Wednesday, July 6, 2022

Booknotes: Yours Affectionately, Osgood

New Arrival:
Yours Affectionately, Osgood: Colonel Osgood Vose Tracy’s Letters Home from the Civil War, 1862–1865 edited by Sarah Tracy Burrows & Ryan W. Keating (Kent St UP, 2022).

Yours Affectionately, Osgood: Colonel Osgood Vose Tracy’s Letters Home from the Civil War, 1862–1865 is the third installment in KSUP's Interpreting the Civil War: Texts and Contexts series. This edited collection is a collaboration between Tracy descendant Sarah Tracy Burrows (who "has compiled this expansive collection from her family’s private papers") and historian Ryan Keating. "Tracy’s letters home follow his journey as a soldier and prisoner of war from his enlistment in August 1862 through the end of the war in May 1865, as Tracy then readjusted to civilian life."

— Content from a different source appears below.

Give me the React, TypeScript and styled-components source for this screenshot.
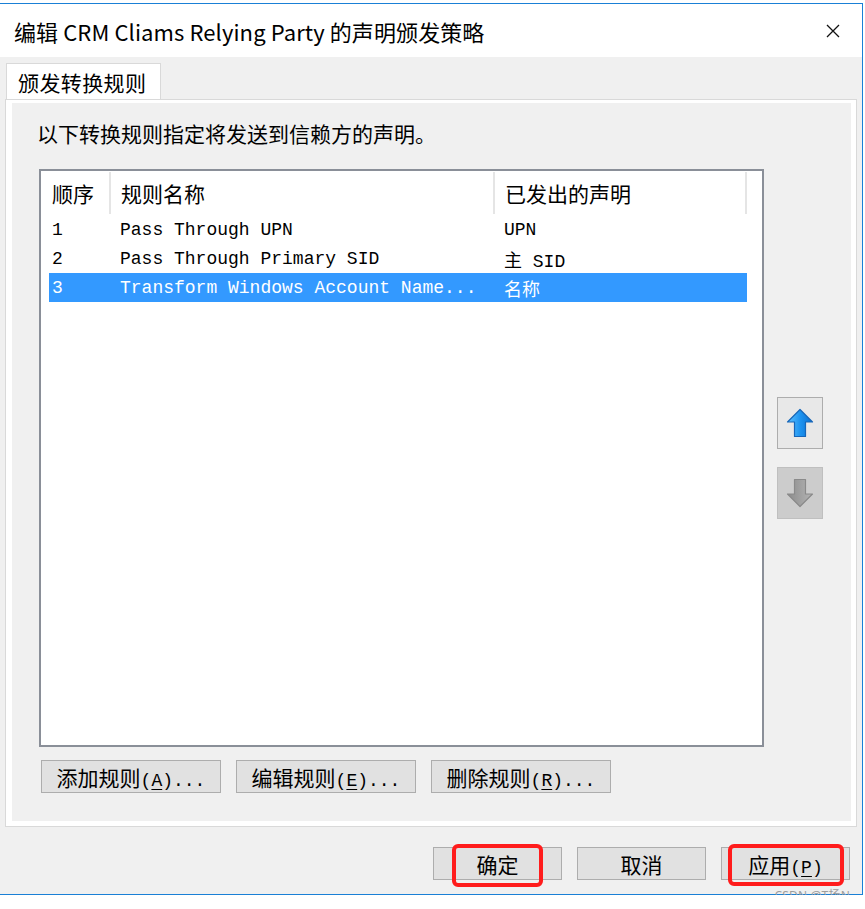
import React from 'react';
import styled, { createGlobalStyle } from 'styled-components';

const GlobalStyle = createGlobalStyle`
  html, body {
    margin: 0;
    padding: 0;
    background: #ffffff;
  }
  body {
    font-family: 'Noto Sans CJK SC', 'Noto Sans', sans-serif;
    color: #000;
  }
`;

const cjk = `'Noto Sans CJK SC', 'Noto Sans', sans-serif`;
const mono = `'Liberation Mono', 'Noto Sans CJK SC', monospace`;

// rules shown in the list
const rules = [
  { order: '1', name: 'Pass Through UPN', claim: 'UPN' },
  { order: '2', name: 'Pass Through Primary SID', claim: '主 SID' },
  { order: '3', name: 'Transform Windows Account Name...', claim: '名称' },
];

const Frame = styled.div`
  position: relative;
  margin-top: 3px;
  width: 862px;
  border-top: 1px solid #1a80d6;
  border-right: 1px solid #1a80d6;
  border-bottom: 1px solid #1a80d6;
`;

const TitleBar = styled.div`
  height: 53px;
  background: #ffffff;
  display: flex;
  align-items: center;
  justify-content: space-between;
  padding: 0 22px 0 14px;
`;

const Title = styled.div`
  font-family: ${cjk};
  font-size: 22px;
  letter-spacing: 0.1px;
`;

const Body = styled.div`
  background: #f0f0f0;
  padding: 6px 5px 0 5px;
`;

const TabStrip = styled.div`
  display: flex;
  padding-left: 1px;
`;

const Tab = styled.div`
  width: 155px;
  height: 36px;
  box-sizing: border-box;
  border: 1px solid #d9d9d9;
  border-bottom: none;
  background: #ffffff;
  font-family: ${cjk};
  font-size: 21px;
  letter-spacing: 0.4px;
  display: flex;
  align-items: center;
  padding-left: 11px;
`;

const TabPanel = styled.div`
  border: 1px solid #d9d9d9;
  background: #ffffff;
  padding: 3px 5px 5px 6px;
`;

const PanelInner = styled.div`
  background: #f0f0f0;
  padding: 15px 0 28px 0;
`;

const Description = styled.div`
  font-family: ${cjk};
  font-size: 21px;
  line-height: 30px;
  padding-left: 25px;
`;

const ListArea = styled.div`
  display: flex;
  align-items: flex-start;
  margin: 21px 0 0 27px;
  gap: 13px;
`;

const ListBox = styled.div`
  width: 713px;
  height: 574px;
  border: 2px solid #8a8f98;
  background: #ffffff;
  padding-left: 8px;
`;

const Row = styled.div<{ selected?: boolean }>`
  display: grid;
  grid-template-columns: 60px 384px 254px;
  width: 698px;
  height: 29px;
  align-items: center;
  background: ${({ selected }) => (selected ? '#3399ff' : 'transparent')};
  color: ${({ selected }) => (selected ? '#ffffff' : '#000000')};
  font-family: ${mono};
  font-size: 18px;
  white-space: nowrap;
`;

const HeaderRow = styled.div`
  display: grid;
  grid-template-columns: 60px 384px 254px;
  width: 700px;
  height: 44px;
  font-family: ${cjk};
  font-size: 21px;
`;

const HeaderCell = styled.div<{ first?: boolean; last?: boolean }>`
  display: flex;
  align-items: center;
  padding-left: ${({ first }) => (first ? '3px' : '10px')};
  margin: 1px 0;
  border-left: ${({ first }) => (first ? 'none' : '2px solid #e5e5e5')};
  border-right: ${({ last }) => (last ? '2px solid #e5e5e5' : 'none')};
`;

const Cell = styled.div<{ first?: boolean }>`
  padding-left: ${({ first }) => (first ? '3px' : '11px')};
  overflow: hidden;
`;

const OrderButtons = styled.div`
  display: flex;
  flex-direction: column;
  gap: 18px;
  margin-top: 228px;
`;

const OrderButton = styled.div<{ disabled?: boolean }>`
  width: 44px;
  height: 50px;
  border: 1px solid ${({ disabled }) => (disabled ? '#bfbfbf' : '#adadad')};
  background: ${({ disabled }) => (disabled ? '#cccccc' : '#e8e8e8')};
  display: flex;
  align-items: center;
  justify-content: center;
`;

const RuleButtons = styled.div`
  display: flex;
  gap: 15px;
  margin: 13px 0 0 29px;
`;

const Button = styled.div<{ width: number }>`
  position: relative;
  width: ${({ width }) => width}px;
  height: 33px;
  box-sizing: border-box;
  border: 1px solid #adadad;
  background: #e1e1e1;
  font-family: ${cjk};
  font-size: 21px;
  display: flex;
  align-items: center;
  justify-content: center;
  white-space: nowrap;
`;

const Mnemonic = styled.span`
  font-family: ${mono};
  font-size: 18px;
  u {
    text-underline-offset: 3px;
  }
`;

const Footer = styled.div`
  display: flex;
  justify-content: flex-end;
  gap: 15px;
  padding: 20px 7px 14px 0;
`;

const Highlight = styled.div<{ left: number; width: number; height: number }>`
  position: absolute;
  left: ${({ left }) => left}px;
  top: -4px;
  width: ${({ width }) => width}px;
  height: ${({ height }) => height}px;
  box-sizing: border-box;
  border: 4px solid #ff1c1c;
  border-radius: 6px;
`;

const Watermark = styled.div`
  position: absolute;
  right: 12px;
  bottom: -10px;
  font-family: 'Noto Sans', 'Noto Sans CJK SC', sans-serif;
  font-size: 12px;
  line-height: 16px;
  color: #9d9d9d;
  letter-spacing: 0.2px;
`;

const CloseIcon = () => (
  <svg width="14" height="14" viewBox="0 0 14 14">
    <path d="M1 1 L13 13 M13 1 L1 13" stroke="#111" strokeWidth="1.3" />
  </svg>
);

const ArrowIcon: React.FC<{ down?: boolean }> = ({ down }) => {
  const id = down ? 'gDown' : 'gUp';
  return (
    <svg width="28" height="30" viewBox="0 0 28 30" style={{ transform: down ? 'rotate(180deg)' : undefined }}>
      <defs>
        <linearGradient id={id} x1="0" y1="0" x2="1" y2="0">
          {down ? (
            <>
              <stop offset="0" stopColor="#b4b4b4" />
              <stop offset="1" stopColor="#8c8c8c" />
            </>
          ) : (
            <>
              <stop offset="0" stopColor="#62c3ff" />
              <stop offset="0.5" stopColor="#1e94f0" />
              <stop offset="1" stopColor="#0a6fd0" />
            </>
          )}
        </linearGradient>
      </defs>
      <path
        d="M14 1.5 L26.5 14 L19.5 14 L19.5 28.5 L8.5 28.5 L8.5 14 L1.5 14 Z"
        fill={`url(#${id})`}
        stroke={down ? '#8a8a8a' : '#1766b8'}
        strokeWidth="1.2"
        strokeLinejoin="round"
      />
    </svg>
  );
};

const ButtonLabel: React.FC<{ text: string; mnemonic?: string; dots?: boolean }> = ({ text, mnemonic, dots }) => (
  <span>
    {text}
    {mnemonic && (
      <Mnemonic>
        (<u>{mnemonic}</u>){dots ? '...' : ''}
      </Mnemonic>
    )}
  </span>
);

const App: React.FC = () => {
  return (
    <>
      <GlobalStyle />
      <Frame>
        <TitleBar>
          <Title>编辑 CRM Cliams Relying Party 的声明颁发策略</Title>
          <CloseIcon />
        </TitleBar>
        <Body>
          <TabStrip>
            <Tab>颁发转换规则</Tab>
          </TabStrip>
          <TabPanel>
            <PanelInner>
              <Description>以下转换规则指定将发送到信赖方的声明。</Description>
              <ListArea>
                <ListBox>
                  <HeaderRow>
                    <HeaderCell first>顺序</HeaderCell>
                    <HeaderCell>规则名称</HeaderCell>
                    <HeaderCell last>已发出的声明</HeaderCell>
                  </HeaderRow>
                  {rules.map((rule, index) => (
                    <Row key={rule.order} selected={index === 2}>
                      <Cell first>{rule.order}</Cell>
                      <Cell>{rule.name}</Cell>
                      <Cell>{rule.claim}</Cell>
                    </Row>
                  ))}
                </ListBox>
                <OrderButtons>
                  <OrderButton>
                    <ArrowIcon />
                  </OrderButton>
                  <OrderButton disabled>
                    <ArrowIcon down />
                  </OrderButton>
                </OrderButtons>
              </ListArea>
              <RuleButtons>
                <Button width={180}>
                  <ButtonLabel text="添加规则" mnemonic="A" dots />
                </Button>
                <Button width={180}>
                  <ButtonLabel text="编辑规则" mnemonic="E" dots />
                </Button>
                <Button width={180}>
                  <ButtonLabel text="删除规则" mnemonic="R" dots />
                </Button>
              </RuleButtons>
            </PanelInner>
          </TabPanel>
          <Footer>
            <Button width={129}>
              确定
              <Highlight left={18} width={91} height={43} />
            </Button>
            <Button width={129}>取消</Button>
            <Button width={129}>
              <ButtonLabel text="应用" mnemonic="P" />
              <Highlight left={6} width={116} height={42} />
            </Button>
          </Footer>
        </Body>
        <Watermark>CSDN @T扬N</Watermark>
      </Frame>
    </>
  );
};

export default App;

Most of the letters are from Tracy to his widowed mother (the need to care for presumably the reason behind his delayed enlistment), with those letters supplemented by correspondence with other family members as well as Tracy's fiance. Tracy's regiment, the 122nd New York Volunteer Infantry, was mustered into service at the end of August 1862 and saw its first field service during the Maryland Campaign. This was followed by participation in the Fredericksburg, Chancellorsville, Gettysburg, Rappahannock Station, Mine Run, Overland, 1864 Shenandoah, Richmond-Petersburg, and Appomattox campaigns and battles.

According to the editors, the only major correspondence blackouts occurred in two places: during Tracy's imprisonment (and escape) and his regiment's brief period of detached service guarding enemy POWs at Johnson's Island, Ohio. Those gaps as well as Tracy's postwar life are addressed through supplemental primary sources.

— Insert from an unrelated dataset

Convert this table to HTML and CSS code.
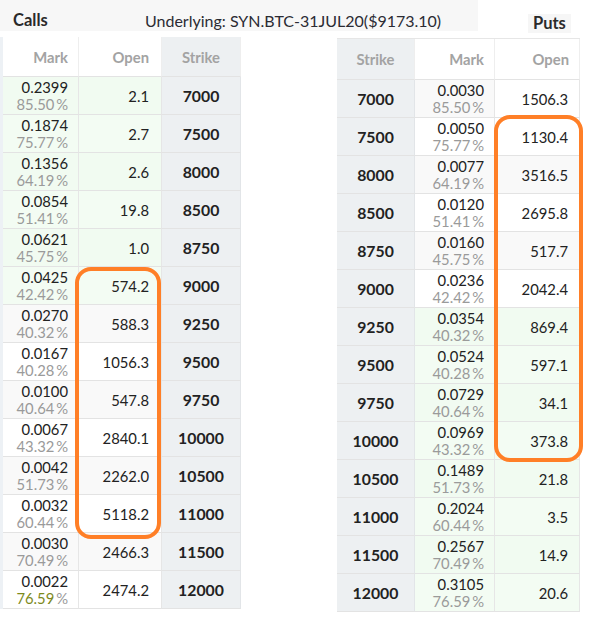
FILE: index.html
```html
<!DOCTYPE html>
<html>
<head>
<meta charset="utf-8">
<link rel="stylesheet" href="styles.css">
</head>
<body>
<div class="page">
  <div class="topbar">
    <div class="calls-area">
      <span class="calls-title">Calls</span>
      <span class="underlying">Underlying: SYN.BTC-31JUL20($9173.10)</span>
    </div>
    <div class="puts-area"><span class="puts-title">Puts</span></div>
  </div>
  <div class="tables">
    <div class="grid calls">
      <div class="hd num">Mark</div><div class="hd num">Open</div><div class="hd strike">Strike</div>
      <div class="c itm mark"><span>0.2399</span><span class="iv">85.50&thinsp;%</span></div><div class="c itm num">2.1</div><div class="c strike">7000</div>
      <div class="c itm alt mark"><span>0.1874</span><span class="iv">75.77&thinsp;%</span></div><div class="c itm alt num">2.7</div><div class="c strike">7500</div>
      <div class="c itm mark"><span>0.1356</span><span class="iv">64.19&thinsp;%</span></div><div class="c itm num">2.6</div><div class="c strike">8000</div>
      <div class="c itm alt mark"><span>0.0854</span><span class="iv">51.41&thinsp;%</span></div><div class="c itm alt num">19.8</div><div class="c strike">8500</div>
      <div class="c itm mark"><span>0.0621</span><span class="iv">45.75&thinsp;%</span></div><div class="c itm num">1.0</div><div class="c strike">8750</div>
      <div class="c itm alt mark"><span>0.0425</span><span class="iv">42.42&thinsp;%</span></div><div class="c itm alt num">574.2</div><div class="c strike">9000</div>
      <div class="c otm gray mark"><span>0.0270</span><span class="iv">40.32&thinsp;%</span></div><div class="c otm gray num">588.3</div><div class="c strike">9250</div>
      <div class="c otm mark"><span>0.0167</span><span class="iv">40.28&thinsp;%</span></div><div class="c otm num">1056.3</div><div class="c strike">9500</div>
      <div class="c otm gray mark"><span>0.0100</span><span class="iv">40.64&thinsp;%</span></div><div class="c otm gray num">547.8</div><div class="c strike">9750</div>
      <div class="c otm mark"><span>0.0067</span><span class="iv">43.32&thinsp;%</span></div><div class="c otm num">2840.1</div><div class="c strike">10000</div>
      <div class="c otm gray mark"><span>0.0042</span><span class="iv">51.73&thinsp;%</span></div><div class="c otm gray num">2262.0</div><div class="c strike">10500</div>
      <div class="c otm mark"><span>0.0032</span><span class="iv">60.44&thinsp;%</span></div><div class="c otm num">5118.2</div><div class="c strike">11000</div>
      <div class="c otm gray mark"><span>0.0030</span><span class="iv">70.49&thinsp;%</span></div><div class="c otm gray num">2466.3</div><div class="c strike">11500</div>
      <div class="c otm mark"><span>0.0022</span><span class="iv"><span class="olive">76.59</span>&thinsp;%</span></div><div class="c otm num">2474.2</div><div class="c strike">12000</div>
    </div>
    <div class="grid puts">
      <div class="hd strike">Strike</div><div class="hd num">Mark</div><div class="hd num">Open</div>
      <div class="c strike">7000</div><div class="c otm gray mark"><span>0.0030</span><span class="iv">85.50&thinsp;%</span></div><div class="c otm num">1506.3</div>
      <div class="c strike">7500</div><div class="c otm mark"><span>0.0050</span><span class="iv">75.77&thinsp;%</span></div><div class="c otm num">1130.4</div>
      <div class="c strike">8000</div><div class="c otm gray mark"><span>0.0077</span><span class="iv">64.19&thinsp;%</span></div><div class="c otm gray num">3516.5</div>
      <div class="c strike">8500</div><div class="c otm mark"><span>0.0120</span><span class="iv">51.41&thinsp;%</span></div><div class="c otm num">2695.8</div>
      <div class="c strike">8750</div><div class="c otm gray mark"><span>0.0160</span><span class="iv">45.75&thinsp;%</span></div><div class="c otm gray num">517.7</div>
      <div class="c strike">9000</div><div class="c otm mark"><span>0.0236</span><span class="iv">42.42&thinsp;%</span></div><div class="c otm num">2042.4</div>
      <div class="c strike">9250</div><div class="c itm mark"><span>0.0354</span><span class="iv">40.32&thinsp;%</span></div><div class="c itm num">869.4</div>
      <div class="c strike">9500</div><div class="c itm alt mark"><span>0.0524</span><span class="iv">40.28&thinsp;%</span></div><div class="c itm alt num">597.1</div>
      <div class="c strike">9750</div><div class="c itm mark"><span>0.0729</span><span class="iv">40.64&thinsp;%</span></div><div class="c itm num">34.1</div>
      <div class="c strike">10000</div><div class="c itm alt mark"><span>0.0969</span><span class="iv">43.32&thinsp;%</span></div><div class="c itm alt num">373.8</div>
      <div class="c strike">10500</div><div class="c itm mark"><span>0.1489</span><span class="iv">51.73&thinsp;%</span></div><div class="c itm num">21.8</div>
      <div class="c strike">11000</div><div class="c itm alt mark"><span>0.2024</span><span class="iv">60.44&thinsp;%</span></div><div class="c itm alt num">3.5</div>
      <div class="c strike">11500</div><div class="c itm mark"><span>0.2567</span><span class="iv">70.49&thinsp;%</span></div><div class="c itm num">14.9</div>
      <div class="c strike">12000</div><div class="c itm alt mark"><span>0.3105</span><span class="iv">76.59&thinsp;%</span></div><div class="c itm alt num">20.6</div>
    </div>
  </div>
  <div class="hl hl-calls"></div>
  <div class="hl hl-puts"></div>
</div>
</body>
</html>
```

FILE: styles.css
```css
html, body {
  margin: 0;
  padding: 0;
  background: #ffffff;
}
.page {
  position: relative;
  width: 592px;
  height: 623px;
  overflow: hidden;
  font-family: "Lato", "Open Sans", sans-serif;
  color: #222;
}
.topbar {
  display: flex;
  height: 31px;
}
.calls-area {
  width: 478px;
  background: #f7f7f7;
  display: flex;
  align-items: center;
  padding-left: 13px;
  padding-top: 9px;
  box-sizing: border-box;
  font-size: 16px;
}
.calls-title {
  width: 132px;
  font-weight: 700;
  font-size: 16.5px;
  color: #2a2a2a;
}
.underlying {
  color: #2b2b33;
}
.puts-area {
  flex: 1;
  margin-top: 5px;
  height: 32px;
  background: #ffffff;
  padding-left: 50px;
  padding-top: 8px;
  box-sizing: border-box;
}
.puts-title {
  display: inline-block;
  background: #f6f6f6;
  padding: 0 5px;
  font-weight: 700;
  font-size: 16.5px;
  line-height: 19px;
  color: #2a2a2a;
}
.tables {
  display: flex;
  align-items: flex-start;
}
.grid {
  display: grid;
  font-size: 14.8px;
}
.calls {
  margin-top: 6px;
  border-left: 3px solid #edf1f5;
  grid-template-columns: 76px 83px 79px;
  grid-template-rows: 40px repeat(14, 38px);
}
.puts {
  margin-top: 7px;
  margin-left: 96px;
  grid-template-columns: 78px 80px 85px;
  grid-template-rows: 41px repeat(14, 38px);
  border-top: 1px solid #e6e6e6;
}
.hd {
  display: flex;
  align-items: center;
  font-weight: 700;
  color: #a3a3a3;
  box-sizing: border-box;
  border-right: 1px solid #eeeeee;
  border-bottom: 1px solid #e3e3e3;
}
.hd.num {
  justify-content: flex-end;
  padding-right: 10px;
}
.calls .hd.num:nth-child(2) {
  padding-right: 12px;
}
.hd.strike {
  justify-content: center;
  background: #edf0f2;
}
.c {
  box-sizing: border-box;
  border-bottom: 1px solid #e3e3e3;
  border-right: 1px solid #e6e6e6;
  display: flex;
  align-items: center;
}
.c.num {
  justify-content: flex-end;
  padding-right: 12px;
}
.puts .c.num {
  padding-right: 11px;
}
.c.mark {
  flex-direction: column;
  align-items: flex-end;
  justify-content: center;
  padding-right: 10px;
  line-height: 17.5px;
  padding-top: 1px;
}
.c.strike {
  justify-content: center;
  background: #edf0f2;
  font-weight: 700;
  font-size: 15.8px;
  color: #222;
  border-right: 1px solid #e2e5e8;
}
.iv {
  color: #9a9a9a;
}
.olive {
  color: #7d8a1c;
}
.itm {
  background: #f1fbf1;
}
.itm.alt {
  background: #f3fcf3;
}
.otm {
  background: #ffffff;
}
.otm.gray {
  background: #f9f9f9;
}
.hl {
  position: absolute;
  border: 4px solid #ff7f27;
  border-radius: 16px;
  box-sizing: border-box;
}
.hl-calls {
  left: 75px;
  top: 267px;
  width: 86px;
  height: 272px;
}
.hl-puts {
  left: 494px;
  top: 115px;
  width: 89px;
  height: 347px;
}
```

The volume's general introduction discusses Osgood Tracy's life before the war, offers a general description of the nature of the letter collection, and provides some background information about a select group of army comrades most frequently mentioned in Tracy's letters. Historian Ryan Keating lends additional context through the volume's extensive chapter introductions and footnotes.

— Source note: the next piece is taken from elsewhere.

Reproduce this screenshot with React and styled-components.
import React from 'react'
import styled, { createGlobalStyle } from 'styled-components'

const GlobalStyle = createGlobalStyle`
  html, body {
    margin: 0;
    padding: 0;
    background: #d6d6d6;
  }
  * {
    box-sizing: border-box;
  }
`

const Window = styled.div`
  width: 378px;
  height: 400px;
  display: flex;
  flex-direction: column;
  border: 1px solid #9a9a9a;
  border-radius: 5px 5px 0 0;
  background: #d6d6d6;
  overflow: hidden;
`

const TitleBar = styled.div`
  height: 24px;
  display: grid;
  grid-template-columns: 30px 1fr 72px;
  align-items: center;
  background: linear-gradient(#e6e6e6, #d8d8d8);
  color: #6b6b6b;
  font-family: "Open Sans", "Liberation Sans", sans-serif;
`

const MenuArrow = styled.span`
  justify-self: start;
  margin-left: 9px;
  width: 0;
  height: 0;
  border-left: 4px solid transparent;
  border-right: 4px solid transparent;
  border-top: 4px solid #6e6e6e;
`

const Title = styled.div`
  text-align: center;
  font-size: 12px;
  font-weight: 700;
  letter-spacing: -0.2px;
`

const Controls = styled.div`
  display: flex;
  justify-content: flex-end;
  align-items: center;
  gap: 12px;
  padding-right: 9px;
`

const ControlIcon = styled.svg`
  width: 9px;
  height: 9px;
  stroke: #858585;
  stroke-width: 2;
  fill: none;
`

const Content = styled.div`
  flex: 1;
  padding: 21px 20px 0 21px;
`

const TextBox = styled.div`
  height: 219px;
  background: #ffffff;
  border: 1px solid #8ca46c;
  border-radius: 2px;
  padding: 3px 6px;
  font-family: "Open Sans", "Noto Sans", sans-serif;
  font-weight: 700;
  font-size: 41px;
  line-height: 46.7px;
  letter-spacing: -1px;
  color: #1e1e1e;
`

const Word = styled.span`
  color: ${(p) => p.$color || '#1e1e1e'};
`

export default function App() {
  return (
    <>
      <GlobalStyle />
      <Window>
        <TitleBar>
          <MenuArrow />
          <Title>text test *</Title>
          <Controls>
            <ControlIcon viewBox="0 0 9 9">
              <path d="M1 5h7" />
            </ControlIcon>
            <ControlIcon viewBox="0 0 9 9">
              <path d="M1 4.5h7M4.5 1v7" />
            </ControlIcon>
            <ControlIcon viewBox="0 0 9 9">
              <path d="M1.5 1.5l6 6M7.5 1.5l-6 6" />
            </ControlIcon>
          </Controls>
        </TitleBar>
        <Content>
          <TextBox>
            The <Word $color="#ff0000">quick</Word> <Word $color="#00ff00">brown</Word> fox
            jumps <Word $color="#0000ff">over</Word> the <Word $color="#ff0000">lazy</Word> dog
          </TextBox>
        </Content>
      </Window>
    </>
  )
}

From the description: Tracy's letters "provide a uniquely detailed perspective of everyday life in the Army of the Potomac, adding considerably to the existing literature on the experiences of citizen soldiers in America’s Civil War. A well-educated young man, Tracy offers his opinion on pressing social and political issues of the time, including his definite abolitionist sentiments; ruminates on the Union war effort and its campaigns; and demonstrates his deep commitment to family, as well as his sweetheart, Nellie Sedgwick, back home."